§ Information shown:
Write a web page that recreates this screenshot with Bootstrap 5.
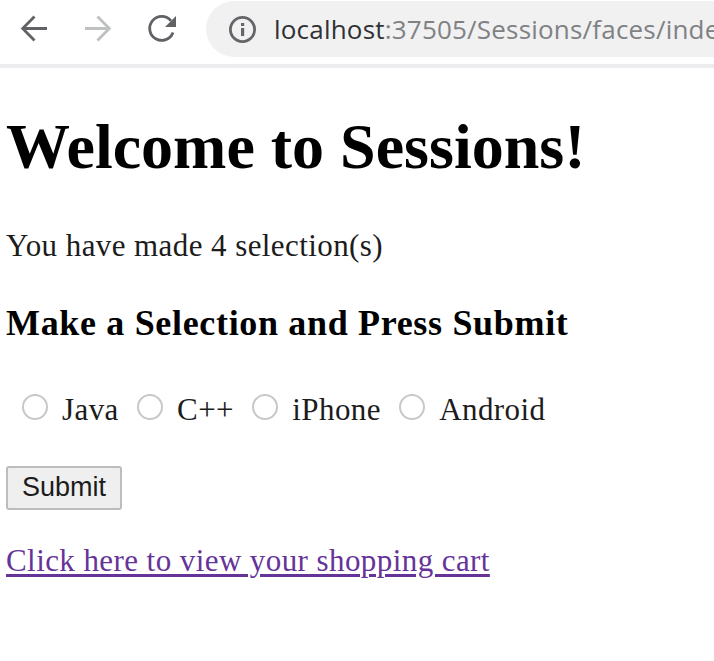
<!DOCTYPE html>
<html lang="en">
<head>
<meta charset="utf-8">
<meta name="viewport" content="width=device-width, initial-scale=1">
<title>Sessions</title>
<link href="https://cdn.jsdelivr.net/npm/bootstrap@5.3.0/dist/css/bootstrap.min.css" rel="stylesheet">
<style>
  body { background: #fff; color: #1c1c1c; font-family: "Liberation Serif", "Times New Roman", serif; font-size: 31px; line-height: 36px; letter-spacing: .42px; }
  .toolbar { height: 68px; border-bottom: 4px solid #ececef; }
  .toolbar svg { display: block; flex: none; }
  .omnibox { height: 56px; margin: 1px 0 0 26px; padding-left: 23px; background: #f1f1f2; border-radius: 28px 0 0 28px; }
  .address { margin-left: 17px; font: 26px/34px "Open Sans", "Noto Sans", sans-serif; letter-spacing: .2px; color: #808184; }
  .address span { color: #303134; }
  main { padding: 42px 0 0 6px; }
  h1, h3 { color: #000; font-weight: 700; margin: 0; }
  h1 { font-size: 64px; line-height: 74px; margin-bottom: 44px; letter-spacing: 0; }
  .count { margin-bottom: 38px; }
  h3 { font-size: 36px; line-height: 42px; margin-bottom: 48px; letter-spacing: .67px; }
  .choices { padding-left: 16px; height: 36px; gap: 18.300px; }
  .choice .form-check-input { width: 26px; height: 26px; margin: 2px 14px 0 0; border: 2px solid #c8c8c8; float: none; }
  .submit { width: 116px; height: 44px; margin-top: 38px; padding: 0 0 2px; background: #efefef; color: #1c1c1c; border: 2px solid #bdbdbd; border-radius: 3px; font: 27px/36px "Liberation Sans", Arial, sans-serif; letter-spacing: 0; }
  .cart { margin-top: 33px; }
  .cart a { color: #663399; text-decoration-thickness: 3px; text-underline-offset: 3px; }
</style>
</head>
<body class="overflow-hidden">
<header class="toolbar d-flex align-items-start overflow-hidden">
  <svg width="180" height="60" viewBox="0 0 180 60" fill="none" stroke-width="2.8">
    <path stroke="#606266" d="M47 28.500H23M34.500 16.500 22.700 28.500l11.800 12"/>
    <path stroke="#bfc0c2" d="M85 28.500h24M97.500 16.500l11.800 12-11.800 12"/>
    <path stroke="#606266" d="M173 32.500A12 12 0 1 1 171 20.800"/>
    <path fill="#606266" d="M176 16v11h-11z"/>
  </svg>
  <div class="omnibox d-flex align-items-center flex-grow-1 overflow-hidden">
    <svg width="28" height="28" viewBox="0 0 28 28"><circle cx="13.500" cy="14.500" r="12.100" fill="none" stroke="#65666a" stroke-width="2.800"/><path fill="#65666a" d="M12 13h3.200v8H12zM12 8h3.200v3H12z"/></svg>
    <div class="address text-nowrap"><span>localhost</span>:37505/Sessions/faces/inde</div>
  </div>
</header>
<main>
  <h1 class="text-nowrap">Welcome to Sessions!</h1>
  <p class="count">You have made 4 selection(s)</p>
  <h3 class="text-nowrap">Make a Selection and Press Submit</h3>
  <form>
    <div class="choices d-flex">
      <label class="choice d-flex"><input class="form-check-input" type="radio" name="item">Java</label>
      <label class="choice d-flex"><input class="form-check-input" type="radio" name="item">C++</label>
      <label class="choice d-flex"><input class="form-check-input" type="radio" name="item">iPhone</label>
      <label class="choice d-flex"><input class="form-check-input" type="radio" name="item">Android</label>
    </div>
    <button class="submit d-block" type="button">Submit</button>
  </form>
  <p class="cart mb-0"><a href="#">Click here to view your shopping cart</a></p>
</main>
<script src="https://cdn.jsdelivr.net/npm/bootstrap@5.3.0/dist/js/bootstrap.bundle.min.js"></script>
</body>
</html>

§ Instructions to follow: All of the lines above should be printed exactly, minus the pictures.

§ Output:
Write a web page that recreates this screenshot with Bootstrap 5.
<!DOCTYPE html>
<html lang="en">
<head>
<meta charset="utf-8">
<meta name="viewport" content="width=device-width, initial-scale=1">
<title>Sessions</title>
<link href="https://cdn.jsdelivr.net/npm/bootstrap@5.3.0/dist/css/bootstrap.min.css" rel="stylesheet">
<style>
  body { background: #fff; color: #1c1c1c; font-family: "Liberation Serif", "Times New Roman", serif; font-size: 31px; line-height: 36px; letter-spacing: .42px; }
  .toolbar { height: 68px; border-bottom: 4px solid #ececef; }
  .toolbar svg { display: block; flex: none; }
  .omnibox { height: 56px; margin: 1px 0 0 26px; padding-left: 23px; background: #f1f1f2; border-radius: 28px 0 0 28px; }
  .address { margin-left: 17px; font: 26px/34px "Open Sans", "Noto Sans", sans-serif; letter-spacing: .2px; color: #808184; }
  .address span { color: #303134; }
  main { padding: 42px 0 0 6px; }
  h1, h3 { color: #000; font-weight: 700; margin: 0; }
  h1 { font-size: 64px; line-height: 74px; margin-bottom: 44px; letter-spacing: 0; }
  .count { margin-bottom: 38px; }
  h3 { font-size: 36px; line-height: 42px; margin-bottom: 48px; letter-spacing: .67px; }
  .choices { padding-left: 16px; height: 36px; gap: 18.300px; }
  .choice .form-check-input { width: 26px; height: 26px; margin: 2px 14px 0 0; border: 2px solid #c8c8c8; float: none; }
  .submit { width: 116px; height: 44px; margin-top: 38px; padding: 0 0 2px; background: #efefef; color: #1c1c1c; border: 2px solid #bdbdbd; border-radius: 3px; font: 27px/36px "Liberation Sans", Arial, sans-serif; letter-spacing: 0; }
  .cart { margin-top: 33px; }
  .cart a { color: #663399; text-decoration-thickness: 3px; text-underline-offset: 3px; }
</style>
</head>
<body class="overflow-hidden">
<header class="toolbar d-flex align-items-start overflow-hidden">
  <svg width="180" height="60" viewBox="0 0 180 60" fill="none" stroke-width="2.8">
    <path stroke="#606266" d="M47 28.500H23M34.500 16.500 22.700 28.500l11.800 12"/>
    <path stroke="#bfc0c2" d="M85 28.500h24M97.500 16.500l11.800 12-11.800 12"/>
    <path stroke="#606266" d="M173 32.500A12 12 0 1 1 171 20.800"/>
    <path fill="#606266" d="M176 16v11h-11z"/>
  </svg>
  <div class="omnibox d-flex align-items-center flex-grow-1 overflow-hidden">
    <svg width="28" height="28" viewBox="0 0 28 28"><circle cx="13.500" cy="14.500" r="12.100" fill="none" stroke="#65666a" stroke-width="2.800"/><path fill="#65666a" d="M12 13h3.200v8H12zM12 8h3.200v3H12z"/></svg>
    <div class="address text-nowrap"><span>localhost</span>:37505/Sessions/faces/inde</div>
  </div>
</header>
<main>
  <h1 class="text-nowrap">Welcome to Sessions!</h1>
  <p class="count">You have made 4 selection(s)</p>
  <h3 class="text-nowrap">Make a Selection and Press Submit</h3>
  <form>
    <div class="choices d-flex">
      <label class="choice d-flex"><input class="form-check-input" type="radio" name="item">Java</label>
      <label class="choice d-flex"><input class="form-check-input" type="radio" name="item">C++</label>
      <label class="choice d-flex"><input class="form-check-input" type="radio" name="item">iPhone</label>
      <label class="choice d-flex"><input class="form-check-input" type="radio" name="item">Android</label>
    </div>
    <button class="submit d-block" type="button">Submit</button>
  </form>
  <p class="cart mb-0"><a href="#">Click here to view your shopping cart</a></p>
</main>
<script src="https://cdn.jsdelivr.net/npm/bootstrap@5.3.0/dist/js/bootstrap.bundle.min.js"></script>
</body>
</html>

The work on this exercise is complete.